Spezialfragen zu Energiepreisen zeigen Ausmass der Herausforderung
Klar ist derweil, dass die gestiegenen Preise und insbesondere die höheren Energiepreise eine grosse Herausforderung darstellen. 91% der teilnehmenden Unternehmen melden höhere Einkaufspreise. Trotz höheren Preisen wurden die Einkaufslager aufgestockt – was ein Zeichen einer gewissen Sorge vor noch höheren Preisen oder aufkommenden Lieferengpässen ist. Gemäss Sonderfragen zu den gestiegenen Energiepreisen befürchtet jedes fünfte Industrieunternehmen angesichts der Preisanstiege Produktionsausfälle in den nächsten sechs Monaten, 23% der Betroffenen erwarten sogar derart gravierende Ausfälle, dass Kurzarbeit droht.


Das Gros der Unternehmen hat derzeit planbare Gas- und Strompreise
Nur rund die Hälfte der befragen Unternehmen kauft Strom am Grossmarkt ein und ist dadurch den globalen Preisschwankungen direkt ausgesetzt, bei Gas ist es sogar nur rund jedes vierte.
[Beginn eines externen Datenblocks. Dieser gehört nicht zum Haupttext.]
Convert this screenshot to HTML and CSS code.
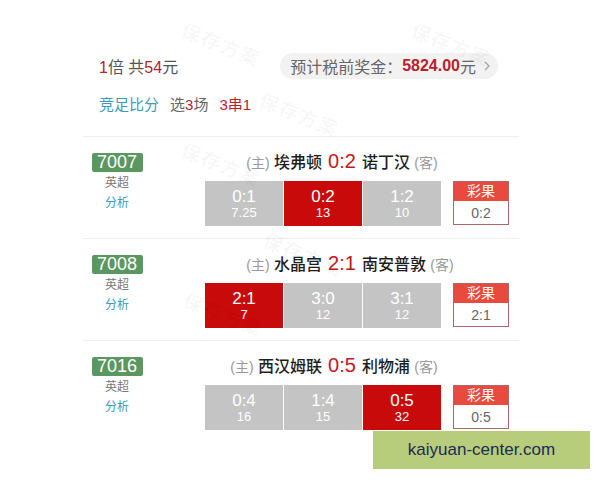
FILE: index.html
```html
<!DOCTYPE html>
<html lang="zh">
<head>
<meta charset="utf-8">
<title>方案</title>
<link rel="stylesheet" href="styles.css">
</head>
<body>
<div class="page">
  <div class="head">
    <div class="line1">
      <div class="mult"><span class="red">1</span>倍 共<span class="red">54</span>元</div>
      <div class="pill">预计税前奖金：<span class="prize">5824.00</span>元<svg class="chev" width="6" height="10" viewBox="0 0 6 10"><path d="M1 1 L5 5 L1 9" fill="none" stroke="#a0a0a0" stroke-width="1.2"/></svg></div>
    </div>
    <div class="line2"><span class="type">竞足比分</span><span>选<span class="red">3</span>场</span><span class="red">3串1</span></div>
  </div>

  <div class="match">
    <div class="side"><div class="no">7007</div><div class="lg">英超</div><div class="ana">分析</div></div>
    <div class="main">
      <div class="title"><div class="home"><span class="tag">(主)</span> 埃弗顿</div><div class="score">0:2</div><div class="away">诺丁汉 <span class="tag">(客)</span></div></div>
      <div class="bet">
        <div class="cells">
          <div class="cell"><span class="cs">0:1</span><span class="co">7.25</span></div>
          <div class="cell hit"><span class="cs">0:2</span><span class="co">13</span></div>
          <div class="cell"><span class="cs">1:2</span><span class="co">10</span></div>
        </div>
        <div class="res"><div class="rh">彩果</div><div class="rv">0:2</div></div>
      </div>
    </div>
  </div>

  <div class="match">
    <div class="side"><div class="no">7008</div><div class="lg">英超</div><div class="ana">分析</div></div>
    <div class="main">
      <div class="title"><div class="home"><span class="tag">(主)</span> 水晶宫</div><div class="score">2:1</div><div class="away">南安普敦 <span class="tag">(客)</span></div></div>
      <div class="bet">
        <div class="cells">
          <div class="cell hit"><span class="cs">2:1</span><span class="co">7</span></div>
          <div class="cell"><span class="cs">3:0</span><span class="co">12</span></div>
          <div class="cell"><span class="cs">3:1</span><span class="co">12</span></div>
        </div>
        <div class="res"><div class="rh">彩果</div><div class="rv">2:1</div></div>
      </div>
    </div>
  </div>

  <div class="match">
    <div class="side"><div class="no">7016</div><div class="lg">英超</div><div class="ana">分析</div></div>
    <div class="main">
      <div class="title"><div class="home"><span class="tag">(主)</span> 西汉姆联</div><div class="score">0:5</div><div class="away">利物浦 <span class="tag">(客)</span></div></div>
      <div class="bet">
        <div class="cells">
          <div class="cell"><span class="cs">0:4</span><span class="co">16</span></div>
          <div class="cell"><span class="cs">1:4</span><span class="co">15</span></div>
          <div class="cell hit"><span class="cs">0:5</span><span class="co">32</span></div>
        </div>
        <div class="res"><div class="rh">彩果</div><div class="rv">0:5</div></div>
      </div>
    </div>
  </div>
</div>

<span class="wm wm1">保存方案</span>
<span class="wm wm2">保存方案</span>
<span class="wm wm3">保存方案</span>
<span class="wm wm4">保存方案</span>
<span class="wm wm5">保存方案</span>
<span class="wm wm6">保存方案</span>

<div class="site">kaiyuan-center.com</div>
</body>
</html>
```
FILE: styles.css
```css
body {
  margin: 0;
  width: 600px;
  height: 480px;
  overflow: hidden;
  position: relative;
  background: #fff;
  font-family: "Liberation Sans", "Noto Sans CJK SC", sans-serif;
}

.page {
  margin-left: 83px;
  width: 436px;
  padding-top: 53px;
}

.head {
  padding: 0 21px 23px 16px;
}

.line1 {
  display: flex;
  justify-content: space-between;
  align-items: center;
  height: 26px;
}

.mult {
  font-size: 16px;
  color: #555;
}

.red {
  color: #b7222d;
}

.pill {
  height: 26px;
  border-radius: 13px;
  background: #f2f2f2;
  padding: 0 8px 0 10px;
  display: flex;
  align-items: center;
  font-size: 16px;
  color: #666;
}

.prize {
  color: #b7222d;
  font-weight: bold;
}

.chev {
  margin-left: 8px;
}

.line2 {
  margin-top: 14px;
  height: 20px;
  display: flex;
  align-items: center;
  gap: 11px;
  font-size: 15px;
  color: #666;
}

.type {
  color: #3c9ac0;
}

.match {
  border-top: 1px solid #eeeeee;
  display: grid;
  grid-template-columns: 68px 1fr;
  column-gap: 54px;
  padding: 12px 0;
}

.side {
  display: flex;
  flex-direction: column;
  align-items: center;
  padding-top: 4px;
}

.no {
  background: #5b9760;
  color: #fff;
  font-size: 18px;
  width: 51px;
  height: 19px;
  line-height: 19px;
  text-align: center;
  border-radius: 2px;
}

.lg {
  font-size: 12px;
  color: #777;
  line-height: 20px;
  margin-top: 1px;
}

.ana {
  font-size: 12px;
  color: #3c9ac0;
  line-height: 20px;
}

.title {
  width: 274px;
  height: 24px;
  display: grid;
  grid-template-columns: 1fr auto 1fr;
  column-gap: 6px;
  align-items: center;
}

.home,
.away {
  font-size: 16px;
  font-weight: 500;
  color: #1e1e1e;
  white-space: nowrap;
}

.home {
  text-align: right;
}

.tag {
  font-size: 14px;
  font-weight: normal;
  color: #999;
}

.score {
  font-size: 20px;
  color: #c4161c;
}

.bet {
  display: flex;
  margin-top: 8px;
}

.cells {
  display: grid;
  grid-template-columns: repeat(3, 78px);
  gap: 1px;
  height: 45px;
}

.cell {
  background: #c4c4c4;
  color: #fff;
  display: flex;
  flex-direction: column;
  align-items: center;
  justify-content: center;
}

.cell.hit {
  background: #c90a0a;
}

.cs {
  font-size: 17px;
  line-height: 18px;
}

.co {
  font-size: 13px;
  line-height: 14px;
}

.res {
  margin-left: 12px;
  width: 56px;
  height: 44px;
  border: 1px solid #a8686c;
  box-sizing: border-box;
  display: flex;
  flex-direction: column;
}

.rh {
  background: #e84a3e;
  color: #fff;
  font-size: 14px;
  height: 19px;
  line-height: 19px;
  text-align: center;
}

.rv {
  flex: 1;
  display: flex;
  align-items: center;
  justify-content: center;
  font-size: 14px;
  color: #666;
  background: #fff;
}

.wm {
  position: absolute;
  font-size: 19px;
  font-weight: bold;
  letter-spacing: 2px;
  color: rgba(0, 0, 0, 0.04);
  transform: rotate(22deg);
  pointer-events: none;
  white-space: nowrap;
}

.wm1 { left: 180px; top: 30px; }
.wm2 { left: 410px; top: 30px; }
.wm3 { left: 258px; top: 100px; }
.wm4 { left: 180px; top: 150px; }
.wm5 { left: 262px; top: 240px; }
.wm6 { left: 182px; top: 300px; }

.site {
  position: absolute;
  left: 373px;
  top: 431px;
  width: 217px;
  height: 38px;
  line-height: 38px;
  text-align: center;
  background: #b7cd7b;
  color: #1e2a57;
  font-size: 17px;
}
```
Und die Mehrheit der Unternehmen, die am Grossmarkt einkaufen, sichert sich zudem mittels längerfristigen Verträgen gegen Preisschwankungen ab; bei Strom verfügt mehr als ein Drittel über Verträge mit einer Laufzeit von mehr als einem Jahr und 43% über solche von mehr als einem Monat bis zu einem Jahr. Bei den Gasbezügern am Grossmarkt sind die Absicherungen etwas weniger lang: 13% verfügen über eine Fixierung über ein Jahr, 38% über eine, die länger ist als ein Monat, und 22% sichern sich bis zu einem Monat ab. Das Gros der Unternehmen ist damit bis auf Weiteres recht gut gegen die aktuellen Preisausschläge geschützt, weil es nicht am Grossmarkt einkauft oder sich längerfristig absichert.

Konzept des PMI

Das Konzept des PMI ist einfach und wird in den USA seit über 50 Jahren mit Erfolg angewandt. Für die Schweizer PMI Industrie und Service liefern über 300 Einkaufsmanager mit ihren monatlichen Angaben anhand eines standardisierten Online-Fragebogens die Basis zum Index. Sie geben an, wie sich die Performance im laufenden Monat im Vergleich zum Vormonat verändert hat. Die Fragen sind qualitativer Art, d.h. die Einkaufsmanager schätzen ein, ob das Aktivitätsniveau höher, gleich oder tiefer liegt als im vorhergehenden Monat. Credit Suisse Economic Research kommentiert und analysiert die aggregierten Antworten.